UNITED STATES DISTRICT COURT WESTERN DISTRICT OF PENNSYLVANIA


June 29, 1956

Sam R. RUBEN et al.
v.
CITY OF PITTSBURGH et al.

The opinion of the court was delivered by: GOURLEY

This is another phase of the convulsion and reverberation of the Pittsburgh renaissance, commonly described as the 'Pittsburgh Story.' The circumstances which give rise to this chapter in Pittsburgh's redevelopment might be appropriately called -- 'Squirrel Hill', 'a Mountain or Luxury Apartment.'

The matter comes before the court on plaintiffs' twofold request for injunctive relief:

 1. To enjoin a rezoning ordinance of the City of Pittsburgh permitting apartment house construction on a tract of 2 1/4 acres in the vicinity of Whiteman Street and Munhall Road. Ordinance 325, City Council File No. 288, File No. 1740, Series 1955.

 2. To specifically enjoin the rezoning of a tract of land within the rezoned area having a frontage of 80 feet and a depth of 233 feet, owned by Public Relations Research Service, Inc., upon which it proposes to erect a luxury type eight story apartment house.

 Petitioners' property owners allege a deprivation of property without due process of law. 14th Amendment, United States Constitution.

 At first impression, I had felt that since the issue posed related to the constitutionality of a municipal ordinance, the matter would require adjudication by a statutory court. Nevertheless, since the suit is not one to restrain the enforcement, operation or execution of a statute of a state within the meaning of the judicial code, it is not within the purview of such court. Ex parte Collins, 277 U.S. 565, 48 S. Ct. 585, 72 L. Ed. 990; 28 U.S.C.A. ยง 2284.

 The general zoning ordinance of 1923, which limited the possible use of defendants' property for 2 1/2 story apartment houses, was in accord with the uses and development of the district at the time of the enactment of said ordinance. Book Vol. 34, page 556, Ordinances, City of Pittsburgh.

 The ordinance to which objection is now directed amended the general ordinance of 1923. It is recognized that a previously adopted zoning plan can be changed by either amendment of the adopting ordinance or by application for a variance. No dispute exists that the pronounced change in the provisions of the general ordinance as presently enacted required amendment.

 Governmental power to interfere by zoning regulations with the general rights of the land owner by restricting the character of his use is not unlimited, and other questions aside, such restriction cannot be imposed if it does not bear a substantial relation to the public health, safety, morals or general welfare. Nectow v. City of Cambridge, 277 U.S. 183, 48 S. Ct. 447, 72 L. Ed. 842.

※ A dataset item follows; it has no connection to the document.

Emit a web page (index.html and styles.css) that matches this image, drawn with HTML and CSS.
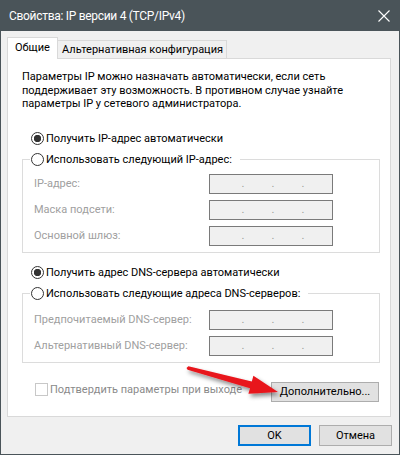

 Zoning ordinance which bears no reasonable relation to public safety, health or morals, or the general welfare constitutes taking property without due process of law either under the Fifth or Fourteenth Amendment to the Federal Constitution. American University v. Prentiss, D.C.D.C., 113 F.Supp. 389, affirmed 94 U.S.App.D.C. 204, 214 F.2d 282.

 The ordinance now under review must find its justification in some aspect of the police power, asserted for the public welfare.

 The line which in this field separates the legitimate from the illegitimate assumption of power is not capable of precise delineation. It varies with circumstances and conditions. Thus the question whether the power exists to forbid the erection of a building of a particular kind or for a particular use is to be determined by considering the building or the thing, not abstractly but in connection with the circumstances and the locality. If the validity of the legislative classification for zoning purposes be fairly debatable, the legislative judgment must be allowed to control. Euclid, Ohio v. Ambler Realty Co., 272 U.S. 365, 47 S. Ct. 114, 71 L. Ed. 303.

 Besides a most complete and exhaustive hearing held in connection with this proceeding, the court, of its own volition, personally viewed the area encompassed by the amending ordinance as well as the surrounding environs.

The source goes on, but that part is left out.